* Written problem *
Reproduce each line of the listing exactly.

⁂

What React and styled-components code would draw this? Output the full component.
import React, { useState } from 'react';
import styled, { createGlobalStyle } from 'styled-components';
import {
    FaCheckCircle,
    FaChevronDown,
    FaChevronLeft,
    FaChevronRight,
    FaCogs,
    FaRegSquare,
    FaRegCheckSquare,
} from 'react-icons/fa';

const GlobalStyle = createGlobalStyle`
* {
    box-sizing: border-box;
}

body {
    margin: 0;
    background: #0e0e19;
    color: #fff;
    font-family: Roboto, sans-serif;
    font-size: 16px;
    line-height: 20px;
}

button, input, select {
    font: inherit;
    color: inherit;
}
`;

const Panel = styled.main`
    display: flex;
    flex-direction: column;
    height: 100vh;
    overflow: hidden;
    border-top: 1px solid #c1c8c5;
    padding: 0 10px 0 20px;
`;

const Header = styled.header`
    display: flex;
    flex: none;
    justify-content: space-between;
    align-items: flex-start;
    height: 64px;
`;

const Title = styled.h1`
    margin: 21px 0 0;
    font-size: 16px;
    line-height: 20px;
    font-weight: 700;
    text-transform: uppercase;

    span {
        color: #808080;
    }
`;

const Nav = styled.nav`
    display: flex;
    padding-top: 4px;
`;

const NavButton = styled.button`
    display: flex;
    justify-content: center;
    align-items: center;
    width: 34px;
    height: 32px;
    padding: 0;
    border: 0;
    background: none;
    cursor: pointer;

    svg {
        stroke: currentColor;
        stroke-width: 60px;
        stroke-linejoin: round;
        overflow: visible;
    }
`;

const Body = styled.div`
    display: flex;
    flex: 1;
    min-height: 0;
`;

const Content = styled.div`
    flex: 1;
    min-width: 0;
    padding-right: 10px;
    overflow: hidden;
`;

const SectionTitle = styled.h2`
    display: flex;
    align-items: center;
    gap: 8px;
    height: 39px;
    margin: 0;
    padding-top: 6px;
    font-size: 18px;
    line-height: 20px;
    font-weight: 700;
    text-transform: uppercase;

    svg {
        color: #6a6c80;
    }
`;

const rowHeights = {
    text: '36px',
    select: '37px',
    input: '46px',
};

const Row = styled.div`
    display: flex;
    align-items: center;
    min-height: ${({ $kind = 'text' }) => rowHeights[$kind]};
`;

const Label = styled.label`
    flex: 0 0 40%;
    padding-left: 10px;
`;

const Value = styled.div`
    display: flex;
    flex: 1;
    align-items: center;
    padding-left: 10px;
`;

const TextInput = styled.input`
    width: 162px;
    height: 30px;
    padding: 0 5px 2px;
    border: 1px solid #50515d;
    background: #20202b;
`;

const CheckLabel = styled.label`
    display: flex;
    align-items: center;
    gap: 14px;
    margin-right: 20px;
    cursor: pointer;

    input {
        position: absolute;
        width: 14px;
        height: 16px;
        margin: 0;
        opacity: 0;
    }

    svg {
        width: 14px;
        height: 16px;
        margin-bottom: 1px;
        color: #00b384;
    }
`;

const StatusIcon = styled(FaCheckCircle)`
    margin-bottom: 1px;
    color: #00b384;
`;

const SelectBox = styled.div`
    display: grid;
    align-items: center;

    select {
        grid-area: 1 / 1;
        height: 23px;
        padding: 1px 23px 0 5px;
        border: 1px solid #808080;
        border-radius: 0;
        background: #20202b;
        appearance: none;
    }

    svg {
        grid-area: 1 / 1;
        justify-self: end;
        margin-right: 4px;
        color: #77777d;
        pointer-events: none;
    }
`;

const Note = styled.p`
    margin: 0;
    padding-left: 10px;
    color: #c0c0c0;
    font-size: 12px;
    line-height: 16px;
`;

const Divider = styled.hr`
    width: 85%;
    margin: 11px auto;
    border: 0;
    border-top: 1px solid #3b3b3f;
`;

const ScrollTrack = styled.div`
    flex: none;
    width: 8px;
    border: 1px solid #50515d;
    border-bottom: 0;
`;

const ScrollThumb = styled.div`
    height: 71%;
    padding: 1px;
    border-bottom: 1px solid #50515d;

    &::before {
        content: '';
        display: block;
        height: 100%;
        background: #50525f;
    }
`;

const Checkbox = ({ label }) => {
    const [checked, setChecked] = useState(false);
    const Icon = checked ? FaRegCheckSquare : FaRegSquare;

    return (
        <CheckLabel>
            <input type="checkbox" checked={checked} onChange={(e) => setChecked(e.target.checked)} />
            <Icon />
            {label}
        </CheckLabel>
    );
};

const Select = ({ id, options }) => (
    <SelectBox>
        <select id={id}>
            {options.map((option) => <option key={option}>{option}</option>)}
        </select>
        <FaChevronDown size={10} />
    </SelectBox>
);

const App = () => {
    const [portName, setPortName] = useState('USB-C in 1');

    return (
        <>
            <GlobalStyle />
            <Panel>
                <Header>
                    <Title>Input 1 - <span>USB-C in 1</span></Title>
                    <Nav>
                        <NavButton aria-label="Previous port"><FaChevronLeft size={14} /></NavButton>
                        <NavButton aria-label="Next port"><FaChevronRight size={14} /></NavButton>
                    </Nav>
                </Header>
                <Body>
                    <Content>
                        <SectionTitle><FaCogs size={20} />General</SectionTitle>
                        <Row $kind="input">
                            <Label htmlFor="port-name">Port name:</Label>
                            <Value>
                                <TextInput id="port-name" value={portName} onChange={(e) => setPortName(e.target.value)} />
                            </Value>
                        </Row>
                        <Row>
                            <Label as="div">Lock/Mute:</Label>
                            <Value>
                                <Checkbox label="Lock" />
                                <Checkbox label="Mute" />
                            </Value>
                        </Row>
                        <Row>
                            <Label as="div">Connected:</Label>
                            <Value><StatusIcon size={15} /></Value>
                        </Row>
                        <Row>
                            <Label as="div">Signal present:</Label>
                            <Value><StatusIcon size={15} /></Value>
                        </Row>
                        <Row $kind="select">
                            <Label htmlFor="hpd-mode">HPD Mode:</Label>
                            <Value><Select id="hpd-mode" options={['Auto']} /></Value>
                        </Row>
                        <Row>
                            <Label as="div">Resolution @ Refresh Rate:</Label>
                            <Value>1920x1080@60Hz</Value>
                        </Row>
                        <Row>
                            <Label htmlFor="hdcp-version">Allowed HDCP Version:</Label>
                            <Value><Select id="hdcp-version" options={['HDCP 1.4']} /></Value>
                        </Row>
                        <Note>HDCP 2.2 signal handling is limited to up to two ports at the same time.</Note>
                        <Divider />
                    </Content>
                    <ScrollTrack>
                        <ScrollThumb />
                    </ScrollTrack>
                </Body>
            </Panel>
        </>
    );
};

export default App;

⁂

* Answer for this exercise *
What React and styled-components code would draw this? Output the full component.
import React, { useState } from 'react';
import styled, { createGlobalStyle } from 'styled-components';
import {
    FaCheckCircle,
    FaChevronDown,
    FaChevronLeft,
    FaChevronRight,
    FaCogs,
    FaRegSquare,
    FaRegCheckSquare,
} from 'react-icons/fa';

const GlobalStyle = createGlobalStyle`
* {
    box-sizing: border-box;
}

body {
    margin: 0;
    background: #0e0e19;
    color: #fff;
    font-family: Roboto, sans-serif;
    font-size: 16px;
    line-height: 20px;
}

button, input, select {
    font: inherit;
    color: inherit;
}
`;

const Panel = styled.main`
    display: flex;
    flex-direction: column;
    height: 100vh;
    overflow: hidden;
    border-top: 1px solid #c1c8c5;
    padding: 0 10px 0 20px;
`;

const Header = styled.header`
    display: flex;
    flex: none;
    justify-content: space-between;
    align-items: flex-start;
    height: 64px;
`;

const Title = styled.h1`
    margin: 21px 0 0;
    font-size: 16px;
    line-height: 20px;
    font-weight: 700;
    text-transform: uppercase;

    span {
        color: #808080;
    }
`;

const Nav = styled.nav`
    display: flex;
    padding-top: 4px;
`;

const NavButton = styled.button`
    display: flex;
    justify-content: center;
    align-items: center;
    width: 34px;
    height: 32px;
    padding: 0;
    border: 0;
    background: none;
    cursor: pointer;

    svg {
        stroke: currentColor;
        stroke-width: 60px;
        stroke-linejoin: round;
        overflow: visible;
    }
`;

const Body = styled.div`
    display: flex;
    flex: 1;
    min-height: 0;
`;

const Content = styled.div`
    flex: 1;
    min-width: 0;
    padding-right: 10px;
    overflow: hidden;
`;

const SectionTitle = styled.h2`
    display: flex;
    align-items: center;
    gap: 8px;
    height: 39px;
    margin: 0;
    padding-top: 6px;
    font-size: 18px;
    line-height: 20px;
    font-weight: 700;
    text-transform: uppercase;

    svg {
        color: #6a6c80;
    }
`;

const rowHeights = {
    text: '36px',
    select: '37px',
    input: '46px',
};

const Row = styled.div`
    display: flex;
    align-items: center;
    min-height: ${({ $kind = 'text' }) => rowHeights[$kind]};
`;

const Label = styled.label`
    flex: 0 0 40%;
    padding-left: 10px;
`;

const Value = styled.div`
    display: flex;
    flex: 1;
    align-items: center;
    padding-left: 10px;
`;

const TextInput = styled.input`
    width: 162px;
    height: 30px;
    padding: 0 5px 2px;
    border: 1px solid #50515d;
    background: #20202b;
`;

const CheckLabel = styled.label`
    display: flex;
    align-items: center;
    gap: 14px;
    margin-right: 20px;
    cursor: pointer;

    input {
        position: absolute;
        width: 14px;
        height: 16px;
        margin: 0;
        opacity: 0;
    }

    svg {
        width: 14px;
        height: 16px;
        margin-bottom: 1px;
        color: #00b384;
    }
`;

const StatusIcon = styled(FaCheckCircle)`
    margin-bottom: 1px;
    color: #00b384;
`;

const SelectBox = styled.div`
    display: grid;
    align-items: center;

    select {
        grid-area: 1 / 1;
        height: 23px;
        padding: 1px 23px 0 5px;
        border: 1px solid #808080;
        border-radius: 0;
        background: #20202b;
        appearance: none;
    }

    svg {
        grid-area: 1 / 1;
        justify-self: end;
        margin-right: 4px;
        color: #77777d;
        pointer-events: none;
    }
`;

const Note = styled.p`
    margin: 0;
    padding-left: 10px;
    color: #c0c0c0;
    font-size: 12px;
    line-height: 16px;
`;

const Divider = styled.hr`
    width: 85%;
    margin: 11px auto;
    border: 0;
    border-top: 1px solid #3b3b3f;
`;

const ScrollTrack = styled.div`
    flex: none;
    width: 8px;
    border: 1px solid #50515d;
    border-bottom: 0;
`;

const ScrollThumb = styled.div`
    height: 71%;
    padding: 1px;
    border-bottom: 1px solid #50515d;

    &::before {
        content: '';
        display: block;
        height: 100%;
        background: #50525f;
    }
`;

const Checkbox = ({ label }) => {
    const [checked, setChecked] = useState(false);
    const Icon = checked ? FaRegCheckSquare : FaRegSquare;

    return (
        <CheckLabel>
            <input type="checkbox" checked={checked} onChange={(e) => setChecked(e.target.checked)} />
            <Icon />
            {label}
        </CheckLabel>
    );
};

const Select = ({ id, options }) => (
    <SelectBox>
        <select id={id}>
            {options.map((option) => <option key={option}>{option}</option>)}
        </select>
        <FaChevronDown size={10} />
    </SelectBox>
);

const App = () => {
    const [portName, setPortName] = useState('USB-C in 1');

    return (
        <>
            <GlobalStyle />
            <Panel>
                <Header>
                    <Title>Input 1 - <span>USB-C in 1</span></Title>
                    <Nav>
                        <NavButton aria-label="Previous port"><FaChevronLeft size={14} /></NavButton>
                        <NavButton aria-label="Next port"><FaChevronRight size={14} /></NavButton>
                    </Nav>
                </Header>
                <Body>
                    <Content>
                        <SectionTitle><FaCogs size={20} />General</SectionTitle>
                        <Row $kind="input">
                            <Label htmlFor="port-name">Port name:</Label>
                            <Value>
                                <TextInput id="port-name" value={portName} onChange={(e) => setPortName(e.target.value)} />
                            </Value>
                        </Row>
                        <Row>
                            <Label as="div">Lock/Mute:</Label>
                            <Value>
                                <Checkbox label="Lock" />
                                <Checkbox label="Mute" />
                            </Value>
                        </Row>
                        <Row>
                            <Label as="div">Connected:</Label>
                            <Value><StatusIcon size={15} /></Value>
                        </Row>
                        <Row>
                            <Label as="div">Signal present:</Label>
                            <Value><StatusIcon size={15} /></Value>
                        </Row>
                        <Row $kind="select">
                            <Label htmlFor="hpd-mode">HPD Mode:</Label>
                            <Value><Select id="hpd-mode" options={['Auto']} /></Value>
                        </Row>
                        <Row>
                            <Label as="div">Resolution @ Refresh Rate:</Label>
                            <Value>1920x1080@60Hz</Value>
                        </Row>
                        <Row>
                            <Label htmlFor="hdcp-version">Allowed HDCP Version:</Label>
                            <Value><Select id="hdcp-version" options={['HDCP 1.4']} /></Value>
                        </Row>
                        <Note>HDCP 2.2 signal handling is limited to up to two ports at the same time.</Note>
                        <Divider />
                    </Content>
                    <ScrollTrack>
                        <ScrollThumb />
                    </ScrollTrack>
                </Body>
            </Panel>
        </>
    );
};

export default App;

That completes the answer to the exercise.